In this narrative, agency lies with the Sunni religious rulers and scholars who impinge on philo-‘Alid specifics, such as veneration for the household of Muhammad, to appropriate the best of that theology and discard the remainder as sectarian dross. But the writings of a good number of Shi‘i scholars of the fourteenth and the fifteenth centuries shows that the traffic in Sufi supra-confessionalism was as hectic among Shi‘i Sufis as it was for their Sunni brethren. The writings of the eminent theologian Sayyid Ḥaydar Āmulī (d. after 1385) is a case in point. According to Āmulī, a Muslim who combines sharia with ṭarīqa and ḥaqīqa is at once a Sufi and a true Shi‘i who has mastered the balance between the exoteric and esoteric demands of Islam and eschews both the literalist creed of the jurists and the antinomian proclivities of radical groups. (Kohlberg 1989)
Farhad Daftary has pointed to the very same in Ismaili teachings from the fifteenth century. The admonitions of Imam Mustanṣir bi’llah of Anjidan (d. 1480), for one example, begin with the sharī‘at/ṭarīqat/ḥaqīqat model, depicting ḥaqiqat as the inner essence of sharia that is attained via the spiritual path or ṭarīqat. (Daftary 2022) Similarly organized is Muḥaqqiq Bīdgulī’s (d. 1679-80) Riyādh ‘al-ārifīn wa minhāj al-sālikīn, which divides the components of the sharī‘at/ṭarīqat/ḥaqīqat model into eight gardens (riyādh) that are subdivided into streams (nahr), springs (shu‘bah) and sprinklings (rashḥa) to guide the believer on the path of spiritual inquiry—a conciliation between the piety-minded and those inclined to a personal divine experience or illumination. (Muḥaqqiq Bīdgulī 2016) Such examples abound.
That the religious landscape of the Persophone zone was drastically altered in the period between the Mongol invasions and the coming of the Safavids originally leaders of a Sufi movement is self-evident. Rather than a migration from the Sunni to the Shi‘i creed, however, it is a plethora of supra-confessional pieties that catalyzed religious change and by extension, political transformation. Apart from the Sufi supra-confessional strand, one could cite the Mughal emperor Akbar’s (r. 1555-1605) celebrated dīn-i ilāhī, or true religion, which pivoted around the principle of universal conciliation, the Nuqtawī creed of Maḥmūd Pasīkhānī (d. 1427), as well as the India based Ādhar-Kayvānī school. (Sheffield 2022) Equally emblematic of the new pieties is the politically active and apocalyptic Ḥurūfiyya (Lettrist) movement founded by Faḍl Allāh Astrābādī, who claimed to have received the full meaning of Muhammad’s message in a revelation and was executed for this and other such innovative beliefs by the Tīmūrid governor of Azerbaijan in 1394. Although considered a heresy and decried in mainstream historical sources, the innovation in the Ḥurūfī creed were, for the most part adoptions of Shi‘i tenets. (Mir-Kasimov 2014)

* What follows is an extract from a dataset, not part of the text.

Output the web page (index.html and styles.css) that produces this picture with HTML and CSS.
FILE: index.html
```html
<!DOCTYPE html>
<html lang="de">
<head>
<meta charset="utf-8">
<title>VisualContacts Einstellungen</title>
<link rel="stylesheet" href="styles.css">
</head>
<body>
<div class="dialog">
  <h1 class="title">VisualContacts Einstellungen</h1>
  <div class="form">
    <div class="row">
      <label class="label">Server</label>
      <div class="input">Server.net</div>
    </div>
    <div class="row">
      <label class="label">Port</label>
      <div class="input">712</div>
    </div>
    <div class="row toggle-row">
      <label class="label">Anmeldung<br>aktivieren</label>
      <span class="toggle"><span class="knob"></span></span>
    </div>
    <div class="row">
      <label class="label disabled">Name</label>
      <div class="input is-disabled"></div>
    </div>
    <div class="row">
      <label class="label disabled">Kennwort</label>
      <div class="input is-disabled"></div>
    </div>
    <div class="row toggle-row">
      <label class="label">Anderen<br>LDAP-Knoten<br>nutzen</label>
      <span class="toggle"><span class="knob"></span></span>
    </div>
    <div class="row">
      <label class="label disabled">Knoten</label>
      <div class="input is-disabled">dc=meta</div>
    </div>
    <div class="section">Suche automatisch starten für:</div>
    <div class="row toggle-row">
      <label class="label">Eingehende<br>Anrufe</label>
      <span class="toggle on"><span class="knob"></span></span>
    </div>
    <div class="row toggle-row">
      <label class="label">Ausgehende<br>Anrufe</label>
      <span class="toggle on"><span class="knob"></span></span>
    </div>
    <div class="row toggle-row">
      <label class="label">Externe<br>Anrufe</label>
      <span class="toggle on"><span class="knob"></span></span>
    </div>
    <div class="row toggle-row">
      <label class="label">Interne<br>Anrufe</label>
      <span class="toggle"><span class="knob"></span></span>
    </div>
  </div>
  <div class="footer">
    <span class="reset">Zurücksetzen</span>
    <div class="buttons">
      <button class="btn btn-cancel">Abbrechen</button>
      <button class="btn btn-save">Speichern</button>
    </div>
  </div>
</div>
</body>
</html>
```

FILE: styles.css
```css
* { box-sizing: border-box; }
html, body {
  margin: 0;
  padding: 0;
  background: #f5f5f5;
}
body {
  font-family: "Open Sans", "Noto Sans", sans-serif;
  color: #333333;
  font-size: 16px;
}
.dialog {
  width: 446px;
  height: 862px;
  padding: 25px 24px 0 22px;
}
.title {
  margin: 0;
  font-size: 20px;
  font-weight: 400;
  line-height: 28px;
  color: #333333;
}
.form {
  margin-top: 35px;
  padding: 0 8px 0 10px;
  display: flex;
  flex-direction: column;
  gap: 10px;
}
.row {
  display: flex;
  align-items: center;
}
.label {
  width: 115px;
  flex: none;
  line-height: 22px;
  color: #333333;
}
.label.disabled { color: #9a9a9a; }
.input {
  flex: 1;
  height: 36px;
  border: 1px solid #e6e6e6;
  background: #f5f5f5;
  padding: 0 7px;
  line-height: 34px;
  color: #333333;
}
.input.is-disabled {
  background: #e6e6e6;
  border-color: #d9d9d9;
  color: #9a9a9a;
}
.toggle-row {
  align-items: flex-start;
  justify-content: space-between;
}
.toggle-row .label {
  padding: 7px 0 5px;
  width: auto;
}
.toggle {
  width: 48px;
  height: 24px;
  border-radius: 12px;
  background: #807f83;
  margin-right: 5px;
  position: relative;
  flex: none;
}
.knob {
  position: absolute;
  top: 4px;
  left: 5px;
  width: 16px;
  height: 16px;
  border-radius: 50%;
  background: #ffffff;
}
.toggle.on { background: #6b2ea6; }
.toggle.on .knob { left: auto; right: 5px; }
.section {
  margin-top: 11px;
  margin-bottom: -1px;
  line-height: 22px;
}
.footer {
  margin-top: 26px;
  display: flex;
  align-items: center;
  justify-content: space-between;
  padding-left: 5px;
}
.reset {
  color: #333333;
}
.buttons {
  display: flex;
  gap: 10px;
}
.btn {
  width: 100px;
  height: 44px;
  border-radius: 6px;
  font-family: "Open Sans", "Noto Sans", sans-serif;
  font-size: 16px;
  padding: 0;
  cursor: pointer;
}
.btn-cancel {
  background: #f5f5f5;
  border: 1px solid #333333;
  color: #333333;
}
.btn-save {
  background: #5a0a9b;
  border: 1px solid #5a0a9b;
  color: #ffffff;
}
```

Supra-confessionalism is attested even in faraway Khotan in the sixteenth century, where according to Rian Thum sectarianism was largely absent, and Hanafi Khotanese prayed at purported tombs of ‘Alid imams. Against the conventional grain that sees lingering vestiges of a proto-Shi‘ism in Khotan, Thum suggests that the sacred geography there is “a fantastic example of the inability of doctrinal differences alone to create sectarianism or confessionalism.” (Thum 2022, 641).

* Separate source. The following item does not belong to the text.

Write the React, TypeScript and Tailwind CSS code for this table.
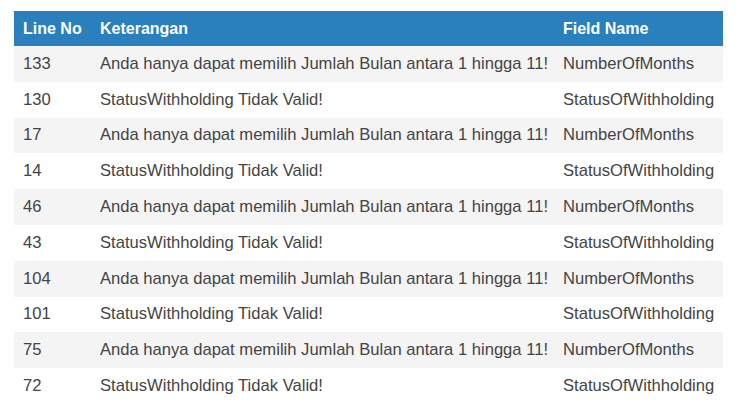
import React from "react";

const rows: [string, string, string][] = [
  ["133", "Anda hanya dapat memilih Jumlah Bulan antara 1 hingga 11!", "NumberOfMonths"],
  ["130", "StatusWithholding Tidak Valid!", "StatusOfWithholding"],
  ["17", "Anda hanya dapat memilih Jumlah Bulan antara 1 hingga 11!", "NumberOfMonths"],
  ["14", "StatusWithholding Tidak Valid!", "StatusOfWithholding"],
  ["46", "Anda hanya dapat memilih Jumlah Bulan antara 1 hingga 11!", "NumberOfMonths"],
  ["43", "StatusWithholding Tidak Valid!", "StatusOfWithholding"],
  ["104", "Anda hanya dapat memilih Jumlah Bulan antara 1 hingga 11!", "NumberOfMonths"],
  ["101", "StatusWithholding Tidak Valid!", "StatusOfWithholding"],
  ["75", "Anda hanya dapat memilih Jumlah Bulan antara 1 hingga 11!", "NumberOfMonths"],
  ["72", "StatusWithholding Tidak Valid!", "StatusOfWithholding"],
];

export default function App() {
  return (
    <div className="bg-white w-[738px] h-[418px] pt-[11px] pl-[14px]" style={{ fontFamily: '"Liberation Sans", Arial, sans-serif' }}>
      <div className="w-[709px] text-[16.6px] leading-[20px]">
        <div className="flex bg-[#2a7fbd] text-white font-bold h-[35px] items-center text-[16px]">
          <div className="w-[77px] pl-[9px]">Line No</div>
          <div className="w-[463px] pl-[9px]">Keterangan</div>
          <div className="flex-1 pl-[9px]">Field Name</div>
        </div>
        {rows.map((r, i) => (
          <div key={i} className={`flex items-center h-[35.8px] text-[#444444] ${i % 2 === 0 ? "bg-[#f4f4f4]" : "bg-white"}`}>
            <div className="w-[77px] pl-[9px]">{r[0]}</div>
            <div className="w-[463px] pl-[9px] whitespace-nowrap">{r[1]}</div>
            <div className="flex-1 pl-[9px] whitespace-nowrap">{r[2]}</div>
          </div>
        ))}
      </div>
    </div>
  );
}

Academic interest in early modern supra-confessionalism that dominated in Iran and the Persophone zone is on the rise, even if not in this specific formulation. Significantly, it differs from public non-confessional acts in the eleventh and twelfth centuries, such as shrine visitation, (Mulder 2019) or marriage alliances with leading Shi‘i families. (Yavari 2018)
Much work remains to be done and the above is only one part of a larger project on religious change as the marker of early modern Iranian history, which in many ways catalyzed the Islamic revolution of 1979. The new pieties that marked early modern history in Iran and the Persophone zone, and to varying degrees in other parts of the Islamic world, (Christmann 2007) may have been short-lived, but they also begat modern identities and in the longer run, new nations. (Reinhard Schulze, “Islam and the Global History of Secularity” (lecture, Conference on “Secularities – Patterns of Distinction, Paths of Differentiation,” presented at the HCAS “Multiple Secularities – Beyond the West, Beyond Modernities,” Leipzig, October 5, 2018). What is genuinely at stake in recasting the religious history of the early modern Islamic world is not simply a call for new, improved labels, a cleverly angulated composite noun to supplant ‘syncretistic,’ ‘hybrid,’ or ‘synthesis.’ Rather, the hope is for a paradigm of religious change that is not restricted to a spectrum stretching from Sunnism to Shi‘ism, along which pieties of dazzling variety may be plotted. The new pieties of the early modern period demand not just a thorough revision of how the history of Sufi movements and practices is studied, and a reevaluation of categories and concepts used to differentiate religious movements and identities, but also a rethinking of Islamic history in the context of global history. Even if convergence between various parts of the early modern world—in both what came before early modernity and what came after it— remains elusive, a comparative approach to religious change may help illuminate global currents that defy easy categorization and, crucially, predate the empire-building impulse that for many early modernists sculpts their era from what came before it. A gradual move—in both the Islamic and Christian worlds— from broad “schools” of law as well as what their proponents dismissed as myriads of weird heterodoxies, to the later, sixteenth and seventeenth centuries and the murkier world of boutique sects in small enclaves, is one such global current.
[1] Secularity is an unspoken concept, but not in the same way that religion is regarded by some as a modern construct; see the distinctions raised in Carlin A. Barton and Daniel Boyarin, “What You Can See When You Stop Looking for What Isn’t There,” in Imagine No Religion: How Modern Abstractions Hide Ancient Realities, (New York: Fordham University Press, 2017), pp. 1-12. Barton and Boyarin provide a useful contrast with the views expressed by Sita Steckel and Roy Mottahedeh, cited below.